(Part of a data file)

****

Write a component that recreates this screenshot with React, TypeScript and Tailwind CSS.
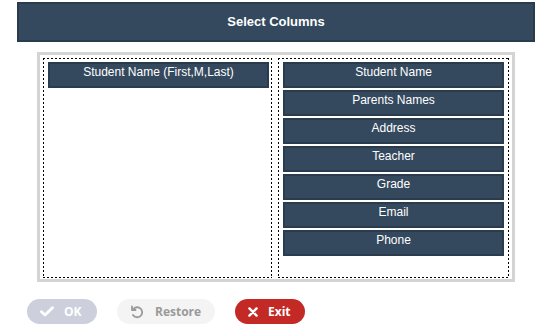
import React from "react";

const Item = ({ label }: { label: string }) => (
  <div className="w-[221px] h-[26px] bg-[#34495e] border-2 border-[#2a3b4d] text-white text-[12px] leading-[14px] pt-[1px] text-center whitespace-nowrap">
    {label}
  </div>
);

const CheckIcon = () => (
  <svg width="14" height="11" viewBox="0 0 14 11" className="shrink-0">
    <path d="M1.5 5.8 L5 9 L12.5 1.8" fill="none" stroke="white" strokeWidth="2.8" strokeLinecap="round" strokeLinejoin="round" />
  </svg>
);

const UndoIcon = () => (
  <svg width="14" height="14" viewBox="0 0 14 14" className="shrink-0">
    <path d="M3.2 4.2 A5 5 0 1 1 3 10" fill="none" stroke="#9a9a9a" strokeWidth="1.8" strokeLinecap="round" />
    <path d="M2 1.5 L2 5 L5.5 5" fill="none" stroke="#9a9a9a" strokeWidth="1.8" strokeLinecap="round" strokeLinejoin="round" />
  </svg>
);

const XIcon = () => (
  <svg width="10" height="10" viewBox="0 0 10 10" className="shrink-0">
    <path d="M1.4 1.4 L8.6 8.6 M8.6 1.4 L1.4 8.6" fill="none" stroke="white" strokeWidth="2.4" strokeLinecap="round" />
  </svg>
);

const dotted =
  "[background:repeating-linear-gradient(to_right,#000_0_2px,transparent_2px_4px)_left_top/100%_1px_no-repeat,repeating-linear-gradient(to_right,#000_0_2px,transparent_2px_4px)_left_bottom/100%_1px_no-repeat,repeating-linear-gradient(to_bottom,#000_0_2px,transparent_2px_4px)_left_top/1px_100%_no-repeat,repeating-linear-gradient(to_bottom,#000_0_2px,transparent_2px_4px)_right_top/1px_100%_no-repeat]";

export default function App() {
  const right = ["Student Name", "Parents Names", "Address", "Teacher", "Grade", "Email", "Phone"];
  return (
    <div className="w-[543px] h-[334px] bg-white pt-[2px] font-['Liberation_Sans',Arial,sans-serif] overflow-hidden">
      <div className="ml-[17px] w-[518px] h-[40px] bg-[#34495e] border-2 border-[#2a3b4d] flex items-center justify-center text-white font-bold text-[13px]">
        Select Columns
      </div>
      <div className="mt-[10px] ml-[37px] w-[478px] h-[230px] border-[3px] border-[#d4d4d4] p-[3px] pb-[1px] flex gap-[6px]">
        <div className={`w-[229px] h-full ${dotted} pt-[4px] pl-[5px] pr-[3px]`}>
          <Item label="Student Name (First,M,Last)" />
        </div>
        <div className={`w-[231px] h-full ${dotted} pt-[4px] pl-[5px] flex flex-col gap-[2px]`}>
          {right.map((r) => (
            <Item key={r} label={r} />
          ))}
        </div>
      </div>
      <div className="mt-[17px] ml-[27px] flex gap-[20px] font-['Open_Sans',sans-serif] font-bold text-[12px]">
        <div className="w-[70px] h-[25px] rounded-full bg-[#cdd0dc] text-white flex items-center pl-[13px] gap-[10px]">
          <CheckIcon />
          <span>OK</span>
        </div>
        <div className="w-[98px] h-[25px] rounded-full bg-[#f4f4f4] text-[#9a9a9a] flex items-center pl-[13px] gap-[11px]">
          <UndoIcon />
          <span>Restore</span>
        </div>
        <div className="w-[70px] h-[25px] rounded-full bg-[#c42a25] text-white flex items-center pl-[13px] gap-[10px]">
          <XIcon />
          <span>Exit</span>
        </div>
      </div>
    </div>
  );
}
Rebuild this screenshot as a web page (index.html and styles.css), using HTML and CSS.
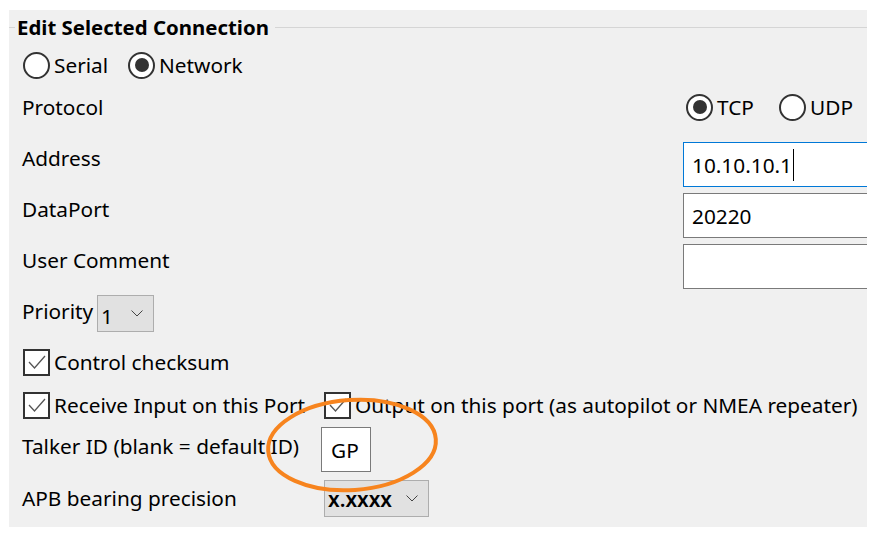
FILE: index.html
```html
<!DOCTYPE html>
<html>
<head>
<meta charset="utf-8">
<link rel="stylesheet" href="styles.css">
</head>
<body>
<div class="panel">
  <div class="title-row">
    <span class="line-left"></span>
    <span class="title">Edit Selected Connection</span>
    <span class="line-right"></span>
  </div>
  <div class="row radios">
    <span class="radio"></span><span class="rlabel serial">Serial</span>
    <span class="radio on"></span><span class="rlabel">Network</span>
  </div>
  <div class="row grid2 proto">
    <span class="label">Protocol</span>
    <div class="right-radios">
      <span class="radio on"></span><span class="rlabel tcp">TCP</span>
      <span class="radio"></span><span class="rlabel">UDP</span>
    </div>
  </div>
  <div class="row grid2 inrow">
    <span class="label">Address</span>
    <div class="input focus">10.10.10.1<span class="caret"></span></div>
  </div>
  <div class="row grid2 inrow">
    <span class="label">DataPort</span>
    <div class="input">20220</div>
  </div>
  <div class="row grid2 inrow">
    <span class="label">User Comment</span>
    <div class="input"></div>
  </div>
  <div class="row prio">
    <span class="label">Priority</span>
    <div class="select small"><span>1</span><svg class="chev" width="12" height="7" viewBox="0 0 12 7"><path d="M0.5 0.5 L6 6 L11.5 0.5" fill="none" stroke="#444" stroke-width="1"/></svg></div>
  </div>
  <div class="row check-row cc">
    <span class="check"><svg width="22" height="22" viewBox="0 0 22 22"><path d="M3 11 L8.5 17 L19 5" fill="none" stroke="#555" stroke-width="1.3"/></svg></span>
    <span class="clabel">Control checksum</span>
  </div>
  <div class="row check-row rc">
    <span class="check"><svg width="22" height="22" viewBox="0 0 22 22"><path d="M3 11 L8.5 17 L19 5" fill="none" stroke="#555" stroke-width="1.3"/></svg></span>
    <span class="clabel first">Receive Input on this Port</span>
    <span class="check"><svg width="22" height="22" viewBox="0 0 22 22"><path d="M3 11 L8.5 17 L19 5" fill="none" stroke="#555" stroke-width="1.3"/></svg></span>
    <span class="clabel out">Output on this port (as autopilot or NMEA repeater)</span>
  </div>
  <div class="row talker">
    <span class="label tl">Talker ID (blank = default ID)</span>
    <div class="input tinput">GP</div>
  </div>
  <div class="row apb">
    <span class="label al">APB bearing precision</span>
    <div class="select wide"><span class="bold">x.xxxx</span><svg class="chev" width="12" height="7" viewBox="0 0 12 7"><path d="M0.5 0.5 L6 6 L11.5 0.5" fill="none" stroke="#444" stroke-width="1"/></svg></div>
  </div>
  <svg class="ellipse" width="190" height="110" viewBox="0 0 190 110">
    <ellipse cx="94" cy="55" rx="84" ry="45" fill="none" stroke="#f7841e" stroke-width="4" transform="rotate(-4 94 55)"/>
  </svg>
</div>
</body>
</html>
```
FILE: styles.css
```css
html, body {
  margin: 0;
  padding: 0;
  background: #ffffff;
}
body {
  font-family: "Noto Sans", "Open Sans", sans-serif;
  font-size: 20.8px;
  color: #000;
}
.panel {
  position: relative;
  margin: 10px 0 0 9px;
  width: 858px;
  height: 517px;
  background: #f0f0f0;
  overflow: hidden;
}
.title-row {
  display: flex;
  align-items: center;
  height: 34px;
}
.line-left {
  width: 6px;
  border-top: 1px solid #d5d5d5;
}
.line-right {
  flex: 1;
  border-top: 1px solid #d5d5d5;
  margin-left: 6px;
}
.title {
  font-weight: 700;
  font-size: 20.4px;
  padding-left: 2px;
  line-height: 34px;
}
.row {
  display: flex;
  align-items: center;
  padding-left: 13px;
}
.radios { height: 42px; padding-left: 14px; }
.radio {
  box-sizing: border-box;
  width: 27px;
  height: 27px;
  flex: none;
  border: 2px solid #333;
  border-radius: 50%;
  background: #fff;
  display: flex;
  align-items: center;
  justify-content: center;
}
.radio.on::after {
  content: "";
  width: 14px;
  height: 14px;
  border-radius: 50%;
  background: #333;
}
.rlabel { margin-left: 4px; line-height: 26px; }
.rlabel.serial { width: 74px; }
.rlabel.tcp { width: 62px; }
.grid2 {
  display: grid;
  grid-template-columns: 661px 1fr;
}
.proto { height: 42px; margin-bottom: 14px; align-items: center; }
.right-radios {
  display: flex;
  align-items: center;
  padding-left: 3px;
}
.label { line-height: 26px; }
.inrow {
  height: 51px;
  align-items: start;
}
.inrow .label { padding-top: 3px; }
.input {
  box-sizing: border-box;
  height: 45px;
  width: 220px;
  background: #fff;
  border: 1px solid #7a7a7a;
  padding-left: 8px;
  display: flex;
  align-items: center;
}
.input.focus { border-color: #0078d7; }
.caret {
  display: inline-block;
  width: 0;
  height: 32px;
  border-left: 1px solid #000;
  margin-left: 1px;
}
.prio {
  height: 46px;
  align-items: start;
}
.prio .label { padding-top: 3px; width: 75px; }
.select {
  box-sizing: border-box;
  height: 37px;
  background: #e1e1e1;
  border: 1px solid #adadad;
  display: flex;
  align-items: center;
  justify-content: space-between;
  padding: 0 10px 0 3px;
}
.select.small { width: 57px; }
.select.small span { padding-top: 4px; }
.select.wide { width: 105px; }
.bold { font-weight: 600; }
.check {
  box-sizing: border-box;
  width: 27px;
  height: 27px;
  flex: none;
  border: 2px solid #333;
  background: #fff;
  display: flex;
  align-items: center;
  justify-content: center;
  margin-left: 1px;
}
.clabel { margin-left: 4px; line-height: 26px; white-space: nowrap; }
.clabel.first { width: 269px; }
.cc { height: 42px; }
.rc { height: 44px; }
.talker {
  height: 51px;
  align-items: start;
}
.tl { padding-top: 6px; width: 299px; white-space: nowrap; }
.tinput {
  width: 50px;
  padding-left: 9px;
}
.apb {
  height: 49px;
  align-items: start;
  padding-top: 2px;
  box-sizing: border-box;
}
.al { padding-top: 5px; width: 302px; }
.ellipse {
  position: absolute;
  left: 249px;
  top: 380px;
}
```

****

## [Exercise details]
The images in the entries above should be left out; please reproduce exactly the lines from the first through the one containing "import React from".

## [Correct response]
Write a component that recreates this screenshot with React, TypeScript and Tailwind CSS.
import React from "react";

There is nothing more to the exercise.